If the lease renews midterm, the coverage must be rewritten midterm to account for the new terms and conditions contained in the lease, the likely altered gross leasehold interest (GLI) and the new lease period. Second, the rating and calculation rules, according to ISO, do not contemplate percentages different (higher or lower) than those provided by the 11 filed endorsements.

As stated earlier, these factors are hybrid simple-interest present value calculations. The reason the term “hybrid” is applied is based on how the factors appear to be developed. Since the calculations are based on monthly rather than annual periods, the interest rate is divided by 12, making them a monthly interest rate; however, the developed monthly interest rate does not match the amount a simple interest, present value calculation produces over several months.

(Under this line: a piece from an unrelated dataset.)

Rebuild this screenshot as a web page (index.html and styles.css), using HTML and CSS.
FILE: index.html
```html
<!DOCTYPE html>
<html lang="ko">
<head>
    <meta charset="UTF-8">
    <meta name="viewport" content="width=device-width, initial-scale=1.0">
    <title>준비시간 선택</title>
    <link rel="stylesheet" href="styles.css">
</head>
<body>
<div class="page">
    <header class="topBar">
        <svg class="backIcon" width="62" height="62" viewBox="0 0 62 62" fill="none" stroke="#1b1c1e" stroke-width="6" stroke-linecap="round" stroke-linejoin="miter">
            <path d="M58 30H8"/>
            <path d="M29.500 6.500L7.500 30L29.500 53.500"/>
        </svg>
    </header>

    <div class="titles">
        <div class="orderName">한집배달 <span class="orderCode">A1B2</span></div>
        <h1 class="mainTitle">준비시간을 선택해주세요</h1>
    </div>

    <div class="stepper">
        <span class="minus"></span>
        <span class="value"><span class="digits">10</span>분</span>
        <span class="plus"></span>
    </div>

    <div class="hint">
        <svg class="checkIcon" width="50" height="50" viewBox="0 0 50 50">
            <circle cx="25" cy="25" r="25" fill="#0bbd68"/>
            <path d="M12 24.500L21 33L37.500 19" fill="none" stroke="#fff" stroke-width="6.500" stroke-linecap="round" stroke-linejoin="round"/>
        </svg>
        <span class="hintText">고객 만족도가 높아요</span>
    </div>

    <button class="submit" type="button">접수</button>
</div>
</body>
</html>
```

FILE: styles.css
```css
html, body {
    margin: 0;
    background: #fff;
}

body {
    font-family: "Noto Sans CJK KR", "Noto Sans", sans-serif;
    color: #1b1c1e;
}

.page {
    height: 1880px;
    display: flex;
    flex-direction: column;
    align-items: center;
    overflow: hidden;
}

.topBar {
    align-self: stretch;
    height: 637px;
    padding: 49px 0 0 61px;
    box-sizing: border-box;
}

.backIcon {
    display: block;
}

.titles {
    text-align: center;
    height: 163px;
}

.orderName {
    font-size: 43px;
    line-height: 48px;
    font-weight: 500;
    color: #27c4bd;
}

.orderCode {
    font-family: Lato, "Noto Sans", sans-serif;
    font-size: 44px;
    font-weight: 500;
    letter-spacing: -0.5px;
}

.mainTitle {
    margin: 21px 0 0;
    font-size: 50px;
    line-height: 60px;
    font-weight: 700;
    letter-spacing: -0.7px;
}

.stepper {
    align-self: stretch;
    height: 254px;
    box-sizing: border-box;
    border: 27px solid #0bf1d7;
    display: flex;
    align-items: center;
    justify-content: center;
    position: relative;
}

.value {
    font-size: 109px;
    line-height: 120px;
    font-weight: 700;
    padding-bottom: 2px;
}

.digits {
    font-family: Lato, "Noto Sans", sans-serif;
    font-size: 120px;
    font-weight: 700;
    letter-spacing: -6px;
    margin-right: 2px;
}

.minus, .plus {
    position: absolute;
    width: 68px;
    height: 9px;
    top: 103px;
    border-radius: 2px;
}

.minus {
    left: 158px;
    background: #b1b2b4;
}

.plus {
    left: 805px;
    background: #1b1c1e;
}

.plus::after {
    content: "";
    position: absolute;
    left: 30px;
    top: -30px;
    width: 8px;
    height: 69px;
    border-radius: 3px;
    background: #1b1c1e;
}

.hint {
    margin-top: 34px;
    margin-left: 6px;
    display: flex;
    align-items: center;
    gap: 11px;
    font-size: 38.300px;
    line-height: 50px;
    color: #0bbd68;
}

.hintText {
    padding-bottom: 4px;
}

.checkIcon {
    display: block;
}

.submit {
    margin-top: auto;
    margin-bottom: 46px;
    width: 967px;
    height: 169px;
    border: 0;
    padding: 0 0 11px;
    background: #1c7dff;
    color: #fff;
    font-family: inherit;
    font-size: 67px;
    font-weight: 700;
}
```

**Net Leasehold Interest (NLI) and Monthly Leasehold Interest (MLI)**

Monthly leasehold interest (MLI) applies to bonus payments, tenant’s improvements and betterments and prepaid rent. Calculating the MLI for each of these three expenditures was detailed in an earlier section.

Once each of the three MLI’s are individually calculated, they are added together to generate the TOTAL monthly leasehold interest (TMLI). To develop the value of the second definition of net leasehold interest (NLI), the TMLI is multiplied by the number of months left in the lease at the inception date of the policy.

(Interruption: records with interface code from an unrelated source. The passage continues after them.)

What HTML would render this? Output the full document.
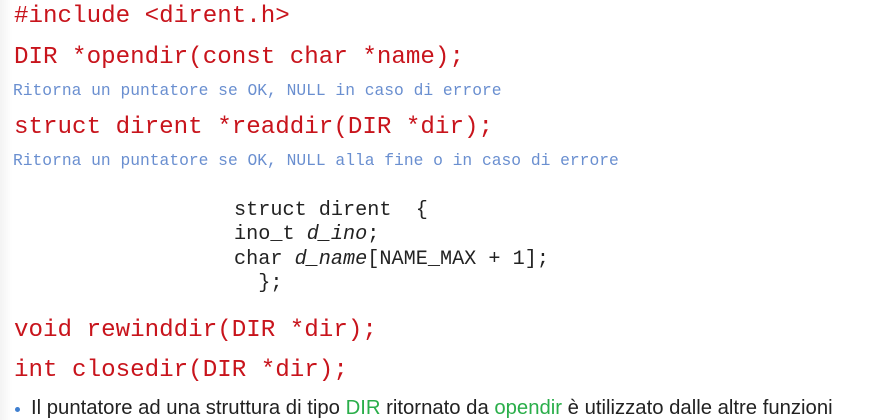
<!DOCTYPE html>
<html><head><meta charset="utf-8"><style>
body{margin:0;width:890px;height:420px;overflow:hidden;background:linear-gradient(90deg,#f3f3f3 0,#fff 12px,#fff 100%);position:relative;font-family:"Liberation Mono",monospace}
.r{position:absolute;left:14px;font-size:24.2px;color:#c8141c;white-space:pre;line-height:1}
.b{position:absolute;left:13px;font-size:16.3px;color:#6a8fd0;white-space:pre;line-height:1}
.k{position:absolute;left:234px;font-size:20.2px;color:#222;white-space:pre;line-height:1}
i{font-style:italic}
.t{position:absolute;left:31px;top:397px;font-family:"Liberation Sans",sans-serif;font-size:20.3px;color:#222;white-space:pre;line-height:1.1}
.g{color:#2aae4a}
.dot{position:absolute;left:15px;top:407px;width:5px;height:5px;border-radius:50%;background:#3f7fd0}
</style></head><body>
<div class="r" style="top:5px">#include &lt;dirent.h&gt;</div>
<div class="r" style="top:46px">DIR *opendir(const char *name);</div>
<div class="b" style="top:83px">Ritorna un puntatore se OK, NULL in caso di errore</div>
<div class="r" style="top:116px">struct dirent *readdir(DIR *dir);</div>
<div class="b" style="top:153px">Ritorna un puntatore se OK, NULL alla fine o in caso di errore</div>
<div class="k" style="top:201px">struct dirent  {</div>
<div class="k" style="top:225px">ino_t <i>d_ino</i>;</div>
<div class="k" style="top:250px">char <i>d_name</i>[NAME_MAX + 1];</div>
<div class="k" style="top:274px">  };</div>
<div class="r" style="top:319px">void rewinddir(DIR *dir);</div>
<div class="r" style="top:359px">int closedir(DIR *dir);</div>
<div class="dot"></div>
<div class="t">Il puntatore ad una struttura di tipo <span class="g">DIR</span> ritornato da <span class="g">opendir</span> è utilizzato dalle altre funzioni</div>
</body></html>
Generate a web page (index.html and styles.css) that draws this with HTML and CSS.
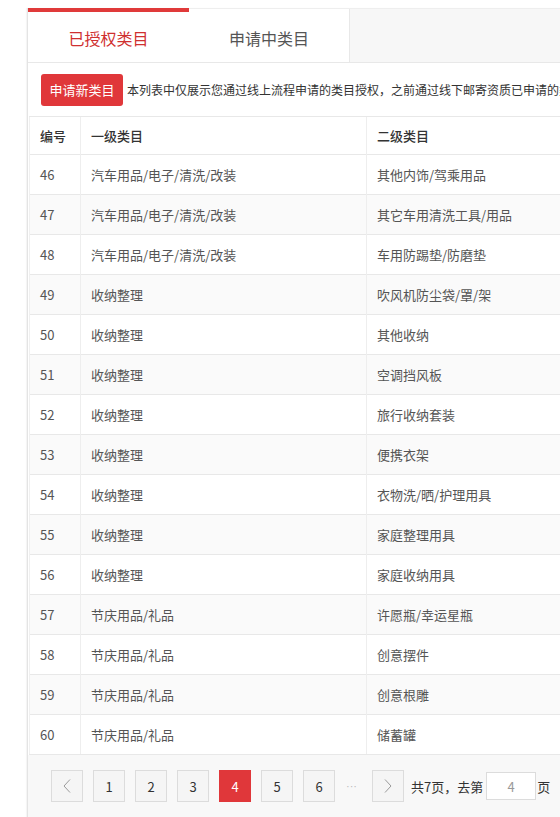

Referring once again to the previously presented sample tenant, and rounding to the nearest dollar, their total MLI is $11,111 calculated as follows:

- Bonus Payment MLI: $2,777.78
- Tenant’s I&B: $8,333.33
- Prepaid Rent: $0

With 18 months remaining in the lease at the inception date of the policy, the MLI net leasehold interest is **$199,998**.

Combining the two definitions of net leasehold interest, the total amount of coverage this insured should purchase when there are 18 months remaining in the lease is **$344,340.60** ($144,342.60 + $199,998). This is definitely an exposure worth insuring.